Lessons from Traveling with a Baby
During a three-week trip to Ireland and Scotland with our 11-month-old daughter, Torri, I was struck by the high level of interpersonal interactions that we had with strangers. Granted, she’s gregarious and adorable and loves interacting with people, so that certainly helped. But even if she were shy and not so cute, I think we would have had significantly more interactions than if we were traveling as a couple. Babies invite attention, they spark conversations with their antics and pull for a friendliness from strangers that isn’t often as easily given without them. What other lessons could be learned from our time abroad?
Before that, it’s worth mentioning that this line of inquiry took me back to my dissertation and some of the theoretical frameworks based in interpersonal theories. Stemming from Sullivan’s (1953) interpersonal personality theory, Leary (1957) provided an expansion from the earlier works of Sullivan and provided a strong foundation for many modern interpersonal models (i.e., Kiesler, 1983, 1996; Benjamin, 1996). Kiesler (1983) described reciprocity as the way “our interpersonal actions are designed to invite, pull, elicit, draw, entice or evoke ‘restricted classes’ of reactions from persons…reactions by others to our acts are not random…[reactions] tend to be restricted to a relatively narrow range of interpersonal responses” (p. 198). In this way, an individual develops interpersonal patterns which “pull” for certain types of responses from other individuals (Kiesler, 1983). Our daughter’s patterns of being warm and agreeable invite complementary responses of the same quality. For a more practice focused take on these interpersonal theories as applied to groups, check out our current president’s work on focused brief group therapy (Whittingham, 2015).

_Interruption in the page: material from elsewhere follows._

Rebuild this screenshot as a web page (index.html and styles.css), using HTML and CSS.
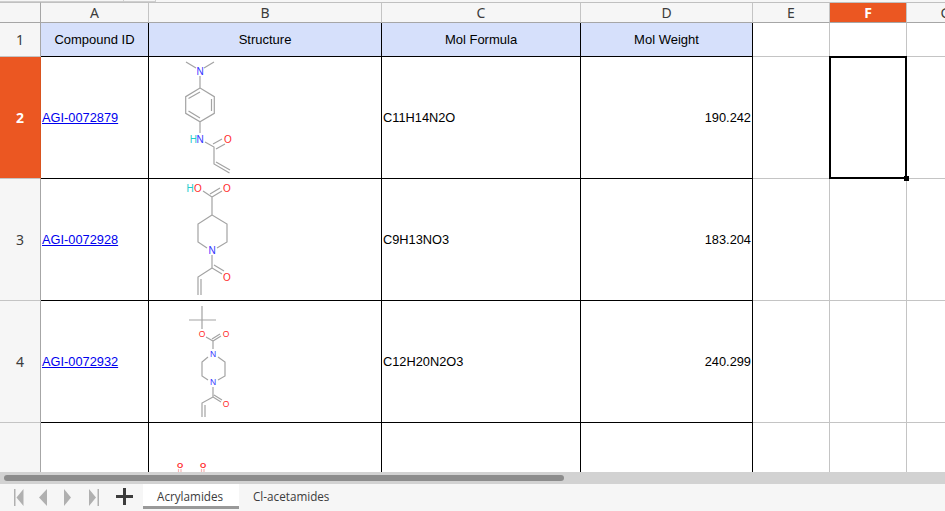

But let me return to the lessons learned from traveling with a baby: (1) Approaching strangers with a big grin and an outreached hand invites the same behavior; (2) staying hydrated, packing snacks and scheduling time for naps makes everyone happier; (3) be playful — peekaboo, or other such age appropriate antics lighten the mood; (4) clean up after yourself — Cheerios being thrown on the floor are cute, but clean them up before you go; and (5) be curious to new experiences.
To sum up, a secure attachment bond teaches your baby to trust you, to communicate their feelings to you and eventually to trust others as well. As you and your baby connect with one another, your baby learns how to have a healthy sense of self and how to be in a loving, empathetic relationship. Qualities that you may take for granted in adult relationships — like empathy, understanding, love and the ability to be responsive to others — are first learned in infancy.
Now, if we can bring these lessons to the upcoming APA convention, wouldn’t we have a great time? We hope to see you there. And Torri will hopefully bring her cheerful and curious attitude to numerous Div. 49 events, so I’ll look forward to introducing her to many of you. Safe and smooth travels.